= RECORD SET =
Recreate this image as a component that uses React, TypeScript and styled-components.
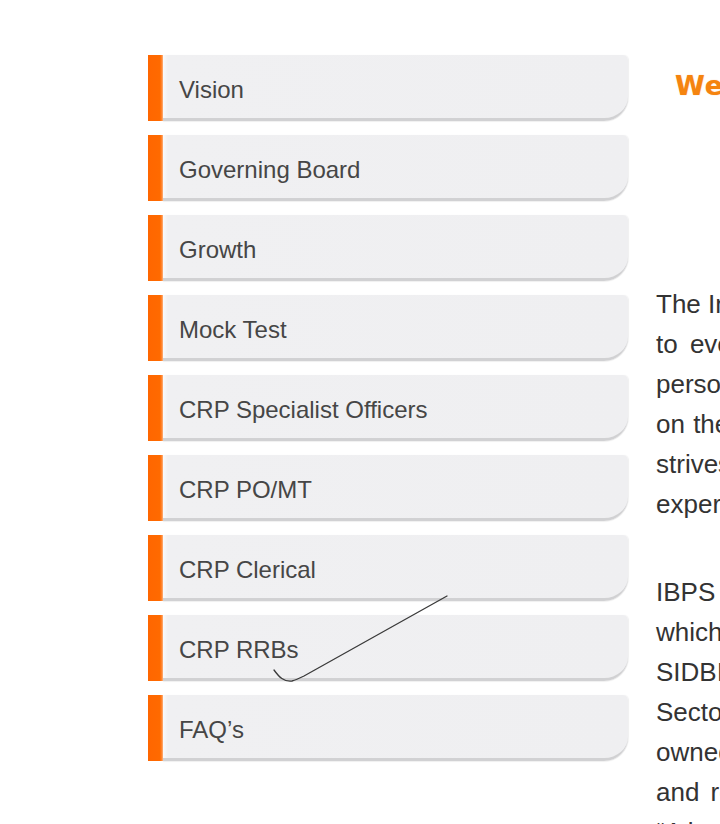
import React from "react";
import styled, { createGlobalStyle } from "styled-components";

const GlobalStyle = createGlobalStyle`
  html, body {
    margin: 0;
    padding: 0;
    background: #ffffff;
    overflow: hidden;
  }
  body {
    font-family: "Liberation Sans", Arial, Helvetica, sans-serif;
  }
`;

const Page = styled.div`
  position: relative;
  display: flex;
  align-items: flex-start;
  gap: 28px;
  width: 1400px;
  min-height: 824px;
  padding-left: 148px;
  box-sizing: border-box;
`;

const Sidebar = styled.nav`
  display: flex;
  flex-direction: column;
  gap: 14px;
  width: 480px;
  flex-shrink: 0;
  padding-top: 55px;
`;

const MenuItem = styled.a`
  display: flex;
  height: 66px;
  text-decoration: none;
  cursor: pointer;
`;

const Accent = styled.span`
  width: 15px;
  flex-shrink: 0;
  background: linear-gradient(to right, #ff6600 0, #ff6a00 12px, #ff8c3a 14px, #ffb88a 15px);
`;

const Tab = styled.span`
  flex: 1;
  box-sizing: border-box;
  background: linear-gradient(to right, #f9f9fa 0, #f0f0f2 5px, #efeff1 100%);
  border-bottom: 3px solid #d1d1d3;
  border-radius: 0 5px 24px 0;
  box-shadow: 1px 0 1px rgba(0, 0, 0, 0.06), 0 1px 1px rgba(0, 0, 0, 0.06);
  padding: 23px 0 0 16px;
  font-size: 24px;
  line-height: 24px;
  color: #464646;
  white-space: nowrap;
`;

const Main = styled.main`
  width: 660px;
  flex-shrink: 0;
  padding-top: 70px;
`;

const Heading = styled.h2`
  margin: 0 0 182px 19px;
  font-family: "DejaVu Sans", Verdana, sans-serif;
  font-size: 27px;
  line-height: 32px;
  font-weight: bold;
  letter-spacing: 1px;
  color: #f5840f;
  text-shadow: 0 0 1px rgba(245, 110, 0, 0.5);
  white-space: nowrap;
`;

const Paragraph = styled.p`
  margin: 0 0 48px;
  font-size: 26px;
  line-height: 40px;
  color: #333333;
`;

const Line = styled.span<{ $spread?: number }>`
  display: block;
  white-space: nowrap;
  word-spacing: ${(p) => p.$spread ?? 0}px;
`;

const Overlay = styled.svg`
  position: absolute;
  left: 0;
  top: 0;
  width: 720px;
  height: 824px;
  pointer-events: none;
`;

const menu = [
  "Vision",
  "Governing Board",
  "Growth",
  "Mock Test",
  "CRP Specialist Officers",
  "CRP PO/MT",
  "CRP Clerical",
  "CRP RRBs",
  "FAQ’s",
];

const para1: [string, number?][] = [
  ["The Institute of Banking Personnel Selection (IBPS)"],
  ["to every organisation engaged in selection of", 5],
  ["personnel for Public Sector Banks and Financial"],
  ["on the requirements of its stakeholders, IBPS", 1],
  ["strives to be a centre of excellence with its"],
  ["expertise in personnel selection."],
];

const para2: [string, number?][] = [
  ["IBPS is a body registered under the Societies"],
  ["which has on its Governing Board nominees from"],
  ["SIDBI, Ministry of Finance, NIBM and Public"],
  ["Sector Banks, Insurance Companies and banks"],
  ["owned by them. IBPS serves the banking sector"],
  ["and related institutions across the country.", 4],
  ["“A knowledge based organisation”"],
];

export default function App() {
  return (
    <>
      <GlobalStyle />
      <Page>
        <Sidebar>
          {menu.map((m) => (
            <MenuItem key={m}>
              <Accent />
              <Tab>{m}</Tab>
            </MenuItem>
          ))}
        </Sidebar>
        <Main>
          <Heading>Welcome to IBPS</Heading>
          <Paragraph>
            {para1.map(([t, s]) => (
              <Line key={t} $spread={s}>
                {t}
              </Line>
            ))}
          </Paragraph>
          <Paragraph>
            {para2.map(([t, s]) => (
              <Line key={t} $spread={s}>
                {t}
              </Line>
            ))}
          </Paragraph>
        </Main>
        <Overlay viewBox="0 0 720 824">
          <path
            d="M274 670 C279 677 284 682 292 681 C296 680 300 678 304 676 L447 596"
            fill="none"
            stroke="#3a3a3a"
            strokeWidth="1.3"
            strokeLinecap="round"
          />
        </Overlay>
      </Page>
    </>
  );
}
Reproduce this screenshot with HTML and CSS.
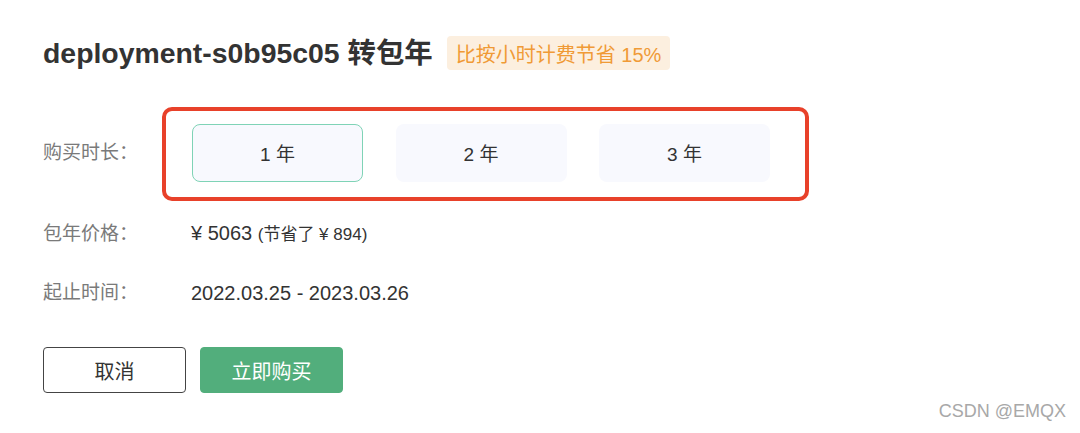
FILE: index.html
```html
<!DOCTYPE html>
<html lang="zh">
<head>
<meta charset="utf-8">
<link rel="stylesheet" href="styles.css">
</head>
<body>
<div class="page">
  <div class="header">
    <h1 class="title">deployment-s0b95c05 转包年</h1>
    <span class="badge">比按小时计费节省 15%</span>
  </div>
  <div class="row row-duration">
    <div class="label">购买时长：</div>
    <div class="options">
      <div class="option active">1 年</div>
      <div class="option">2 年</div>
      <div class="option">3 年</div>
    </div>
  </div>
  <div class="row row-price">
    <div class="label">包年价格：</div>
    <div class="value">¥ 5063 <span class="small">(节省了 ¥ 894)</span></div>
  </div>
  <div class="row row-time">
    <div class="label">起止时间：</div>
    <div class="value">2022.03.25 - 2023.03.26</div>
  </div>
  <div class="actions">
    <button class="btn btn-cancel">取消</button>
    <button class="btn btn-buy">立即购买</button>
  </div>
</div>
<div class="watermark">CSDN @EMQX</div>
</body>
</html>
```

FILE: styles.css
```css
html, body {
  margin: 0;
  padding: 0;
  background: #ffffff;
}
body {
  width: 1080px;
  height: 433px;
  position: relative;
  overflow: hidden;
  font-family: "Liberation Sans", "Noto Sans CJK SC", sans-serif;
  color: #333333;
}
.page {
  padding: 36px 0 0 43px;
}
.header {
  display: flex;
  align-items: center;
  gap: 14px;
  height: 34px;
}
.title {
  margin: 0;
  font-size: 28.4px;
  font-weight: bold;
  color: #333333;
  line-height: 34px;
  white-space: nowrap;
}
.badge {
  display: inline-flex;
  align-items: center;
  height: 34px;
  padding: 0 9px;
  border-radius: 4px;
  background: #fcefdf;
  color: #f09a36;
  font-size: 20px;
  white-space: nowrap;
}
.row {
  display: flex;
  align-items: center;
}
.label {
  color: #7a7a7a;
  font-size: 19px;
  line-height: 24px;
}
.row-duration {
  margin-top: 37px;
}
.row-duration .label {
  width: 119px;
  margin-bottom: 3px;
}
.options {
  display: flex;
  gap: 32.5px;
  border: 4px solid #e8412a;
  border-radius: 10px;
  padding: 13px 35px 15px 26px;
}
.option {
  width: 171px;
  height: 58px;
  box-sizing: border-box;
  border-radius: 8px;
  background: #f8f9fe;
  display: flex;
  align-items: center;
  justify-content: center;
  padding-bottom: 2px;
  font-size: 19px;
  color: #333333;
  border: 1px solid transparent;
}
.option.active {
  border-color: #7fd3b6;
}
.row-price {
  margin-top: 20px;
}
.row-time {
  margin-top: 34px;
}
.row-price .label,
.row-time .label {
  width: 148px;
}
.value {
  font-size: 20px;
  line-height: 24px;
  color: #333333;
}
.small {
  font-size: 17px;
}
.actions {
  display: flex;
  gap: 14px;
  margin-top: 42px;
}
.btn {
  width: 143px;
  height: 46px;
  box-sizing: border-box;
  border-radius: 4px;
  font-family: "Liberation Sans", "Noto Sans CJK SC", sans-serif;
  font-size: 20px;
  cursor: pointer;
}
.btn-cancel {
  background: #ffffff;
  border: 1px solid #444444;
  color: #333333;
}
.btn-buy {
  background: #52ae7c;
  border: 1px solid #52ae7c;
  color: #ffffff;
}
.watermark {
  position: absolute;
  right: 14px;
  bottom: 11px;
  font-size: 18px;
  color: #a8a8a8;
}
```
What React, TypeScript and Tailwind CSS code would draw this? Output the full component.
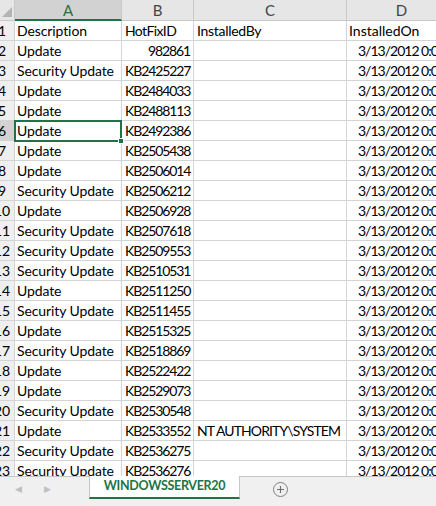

= WHAT YOU NEED TO DO =
All of the lines above should be printed exactly, minus the pictures.

= WRITTEN REPLY =
Recreate this image as a component that uses React, TypeScript and styled-components.
import React from "react";
import styled, { createGlobalStyle } from "styled-components";

const GlobalStyle = createGlobalStyle`
  html, body {
    margin: 0;
    padding: 0;
    background: #ffffff;
    overflow: hidden;
  }
  body {
    font-family: "Liberation Sans", Arial, Helvetica, sans-serif;
  }
`;

const Page = styled.div`
  position: relative;
  display: flex;
  align-items: flex-start;
  gap: 28px;
  width: 1400px;
  min-height: 824px;
  padding-left: 148px;
  box-sizing: border-box;
`;

const Sidebar = styled.nav`
  display: flex;
  flex-direction: column;
  gap: 14px;
  width: 480px;
  flex-shrink: 0;
  padding-top: 55px;
`;

const MenuItem = styled.a`
  display: flex;
  height: 66px;
  text-decoration: none;
  cursor: pointer;
`;

const Accent = styled.span`
  width: 15px;
  flex-shrink: 0;
  background: linear-gradient(to right, #ff6600 0, #ff6a00 12px, #ff8c3a 14px, #ffb88a 15px);
`;

const Tab = styled.span`
  flex: 1;
  box-sizing: border-box;
  background: linear-gradient(to right, #f9f9fa 0, #f0f0f2 5px, #efeff1 100%);
  border-bottom: 3px solid #d1d1d3;
  border-radius: 0 5px 24px 0;
  box-shadow: 1px 0 1px rgba(0, 0, 0, 0.06), 0 1px 1px rgba(0, 0, 0, 0.06);
  padding: 23px 0 0 16px;
  font-size: 24px;
  line-height: 24px;
  color: #464646;
  white-space: nowrap;
`;

const Main = styled.main`
  width: 660px;
  flex-shrink: 0;
  padding-top: 70px;
`;

const Heading = styled.h2`
  margin: 0 0 182px 19px;
  font-family: "DejaVu Sans", Verdana, sans-serif;
  font-size: 27px;
  line-height: 32px;
  font-weight: bold;
  letter-spacing: 1px;
  color: #f5840f;
  text-shadow: 0 0 1px rgba(245, 110, 0, 0.5);
  white-space: nowrap;
`;

const Paragraph = styled.p`
  margin: 0 0 48px;
  font-size: 26px;
  line-height: 40px;
  color: #333333;
`;

const Line = styled.span<{ $spread?: number }>`
  display: block;
  white-space: nowrap;
  word-spacing: ${(p) => p.$spread ?? 0}px;
`;

const Overlay = styled.svg`
  position: absolute;
  left: 0;
  top: 0;
  width: 720px;
  height: 824px;
  pointer-events: none;
`;

const menu = [
  "Vision",
  "Governing Board",
  "Growth",
  "Mock Test",
  "CRP Specialist Officers",
  "CRP PO/MT",
  "CRP Clerical",
  "CRP RRBs",
  "FAQ’s",
];

const para1: [string, number?][] = [
  ["The Institute of Banking Personnel Selection (IBPS)"],
  ["to every organisation engaged in selection of", 5],
  ["personnel for Public Sector Banks and Financial"],
  ["on the requirements of its stakeholders, IBPS", 1],
  ["strives to be a centre of excellence with its"],
  ["expertise in personnel selection."],
];

const para2: [string, number?][] = [
  ["IBPS is a body registered under the Societies"],
  ["which has on its Governing Board nominees from"],
  ["SIDBI, Ministry of Finance, NIBM and Public"],
  ["Sector Banks, Insurance Companies and banks"],
  ["owned by them. IBPS serves the banking sector"],
  ["and related institutions across the country.", 4],
  ["“A knowledge based organisation”"],
];

export default function App() {
  return (
    <>
      <GlobalStyle />
      <Page>
        <Sidebar>
          {menu.map((m) => (
            <MenuItem key={m}>
              <Accent />
              <Tab>{m}</Tab>
            </MenuItem>
          ))}
        </Sidebar>
        <Main>
          <Heading>Welcome to IBPS</Heading>
          <Paragraph>
            {para1.map(([t, s]) => (
              <Line key={t} $spread={s}>
                {t}
              </Line>
            ))}
          </Paragraph>
          <Paragraph>
            {para2.map(([t, s]) => (
              <Line key={t} $spread={s}>
                {t}
              </Line>
            ))}
          </Paragraph>
        </Main>
        <Overlay viewBox="0 0 720 824">
          <path
            d="M274 670 C279 677 284 682 292 681 C296 680 300 678 304 676 L447 596"
            fill="none"
            stroke="#3a3a3a"
            strokeWidth="1.3"
            strokeLinecap="round"
          />
        </Overlay>
      </Page>
    </>
  );
}
Reproduce this screenshot with HTML and CSS.
FILE: index.html
```html
<!DOCTYPE html>
<html lang="zh">
<head>
<meta charset="utf-8">
<link rel="stylesheet" href="styles.css">
</head>
<body>
<div class="page">
  <div class="header">
    <h1 class="title">deployment-s0b95c05 转包年</h1>
    <span class="badge">比按小时计费节省 15%</span>
  </div>
  <div class="row row-duration">
    <div class="label">购买时长：</div>
    <div class="options">
      <div class="option active">1 年</div>
      <div class="option">2 年</div>
      <div class="option">3 年</div>
    </div>
  </div>
  <div class="row row-price">
    <div class="label">包年价格：</div>
    <div class="value">¥ 5063 <span class="small">(节省了 ¥ 894)</span></div>
  </div>
  <div class="row row-time">
    <div class="label">起止时间：</div>
    <div class="value">2022.03.25 - 2023.03.26</div>
  </div>
  <div class="actions">
    <button class="btn btn-cancel">取消</button>
    <button class="btn btn-buy">立即购买</button>
  </div>
</div>
<div class="watermark">CSDN @EMQX</div>
</body>
</html>
```

FILE: styles.css
```css
html, body {
  margin: 0;
  padding: 0;
  background: #ffffff;
}
body {
  width: 1080px;
  height: 433px;
  position: relative;
  overflow: hidden;
  font-family: "Liberation Sans", "Noto Sans CJK SC", sans-serif;
  color: #333333;
}
.page {
  padding: 36px 0 0 43px;
}
.header {
  display: flex;
  align-items: center;
  gap: 14px;
  height: 34px;
}
.title {
  margin: 0;
  font-size: 28.4px;
  font-weight: bold;
  color: #333333;
  line-height: 34px;
  white-space: nowrap;
}
.badge {
  display: inline-flex;
  align-items: center;
  height: 34px;
  padding: 0 9px;
  border-radius: 4px;
  background: #fcefdf;
  color: #f09a36;
  font-size: 20px;
  white-space: nowrap;
}
.row {
  display: flex;
  align-items: center;
}
.label {
  color: #7a7a7a;
  font-size: 19px;
  line-height: 24px;
}
.row-duration {
  margin-top: 37px;
}
.row-duration .label {
  width: 119px;
  margin-bottom: 3px;
}
.options {
  display: flex;
  gap: 32.5px;
  border: 4px solid #e8412a;
  border-radius: 10px;
  padding: 13px 35px 15px 26px;
}
.option {
  width: 171px;
  height: 58px;
  box-sizing: border-box;
  border-radius: 8px;
  background: #f8f9fe;
  display: flex;
  align-items: center;
  justify-content: center;
  padding-bottom: 2px;
  font-size: 19px;
  color: #333333;
  border: 1px solid transparent;
}
.option.active {
  border-color: #7fd3b6;
}
.row-price {
  margin-top: 20px;
}
.row-time {
  margin-top: 34px;
}
.row-price .label,
.row-time .label {
  width: 148px;
}
.value {
  font-size: 20px;
  line-height: 24px;
  color: #333333;
}
.small {
  font-size: 17px;
}
.actions {
  display: flex;
  gap: 14px;
  margin-top: 42px;
}
.btn {
  width: 143px;
  height: 46px;
  box-sizing: border-box;
  border-radius: 4px;
  font-family: "Liberation Sans", "Noto Sans CJK SC", sans-serif;
  font-size: 20px;
  cursor: pointer;
}
.btn-cancel {
  background: #ffffff;
  border: 1px solid #444444;
  color: #333333;
}
.btn-buy {
  background: #52ae7c;
  border: 1px solid #52ae7c;
  color: #ffffff;
}
.watermark {
  position: absolute;
  right: 14px;
  bottom: 11px;
  font-size: 18px;
  color: #a8a8a8;
}
```
What React, TypeScript and Tailwind CSS code would draw this? Output the full component.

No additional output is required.